Lines holding the string "styles" are the ones to copy from this listing.
:::::
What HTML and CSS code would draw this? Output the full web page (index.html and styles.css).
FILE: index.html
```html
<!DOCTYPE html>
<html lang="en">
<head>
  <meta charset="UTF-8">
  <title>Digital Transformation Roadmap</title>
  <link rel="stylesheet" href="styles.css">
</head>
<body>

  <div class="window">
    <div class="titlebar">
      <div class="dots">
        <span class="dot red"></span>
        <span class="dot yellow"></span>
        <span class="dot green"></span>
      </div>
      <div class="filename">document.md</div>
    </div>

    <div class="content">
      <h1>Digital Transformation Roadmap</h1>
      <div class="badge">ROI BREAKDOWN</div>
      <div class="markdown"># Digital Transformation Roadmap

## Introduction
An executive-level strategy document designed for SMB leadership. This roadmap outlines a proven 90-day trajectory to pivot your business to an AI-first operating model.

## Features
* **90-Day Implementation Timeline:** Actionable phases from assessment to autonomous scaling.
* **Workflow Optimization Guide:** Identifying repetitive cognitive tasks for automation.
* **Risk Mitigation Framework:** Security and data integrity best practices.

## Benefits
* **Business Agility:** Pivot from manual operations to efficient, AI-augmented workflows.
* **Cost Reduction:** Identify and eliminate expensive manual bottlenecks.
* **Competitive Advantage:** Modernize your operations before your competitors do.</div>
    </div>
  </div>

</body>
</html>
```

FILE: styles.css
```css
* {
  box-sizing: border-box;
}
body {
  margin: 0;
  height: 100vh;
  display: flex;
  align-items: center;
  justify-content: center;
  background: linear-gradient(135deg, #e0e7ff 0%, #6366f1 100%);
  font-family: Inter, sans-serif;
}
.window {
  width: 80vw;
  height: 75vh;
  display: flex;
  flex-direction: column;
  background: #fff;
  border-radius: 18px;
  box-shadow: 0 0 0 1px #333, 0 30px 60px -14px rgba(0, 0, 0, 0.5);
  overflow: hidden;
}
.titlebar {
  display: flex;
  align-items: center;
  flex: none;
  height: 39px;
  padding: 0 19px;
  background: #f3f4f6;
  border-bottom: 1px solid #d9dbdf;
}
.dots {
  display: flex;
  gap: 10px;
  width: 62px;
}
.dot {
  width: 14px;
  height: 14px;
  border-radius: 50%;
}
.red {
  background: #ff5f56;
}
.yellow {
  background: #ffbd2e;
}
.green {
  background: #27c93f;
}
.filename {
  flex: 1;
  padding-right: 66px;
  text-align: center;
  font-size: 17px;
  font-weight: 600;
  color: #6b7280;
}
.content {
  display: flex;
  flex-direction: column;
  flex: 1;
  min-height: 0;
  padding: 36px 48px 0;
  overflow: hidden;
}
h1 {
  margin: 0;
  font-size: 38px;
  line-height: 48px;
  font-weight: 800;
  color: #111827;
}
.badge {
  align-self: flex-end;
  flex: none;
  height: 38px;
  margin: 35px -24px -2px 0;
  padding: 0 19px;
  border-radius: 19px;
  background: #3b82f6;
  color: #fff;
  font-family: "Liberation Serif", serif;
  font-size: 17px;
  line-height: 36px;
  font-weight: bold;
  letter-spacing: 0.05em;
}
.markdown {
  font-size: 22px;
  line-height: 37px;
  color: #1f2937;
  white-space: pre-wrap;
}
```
:::::
TASK RESPONSE:
What HTML and CSS code would draw this? Output the full web page (index.html and styles.css).
  <link rel="stylesheet" href="styles.css">
FILE: styles.css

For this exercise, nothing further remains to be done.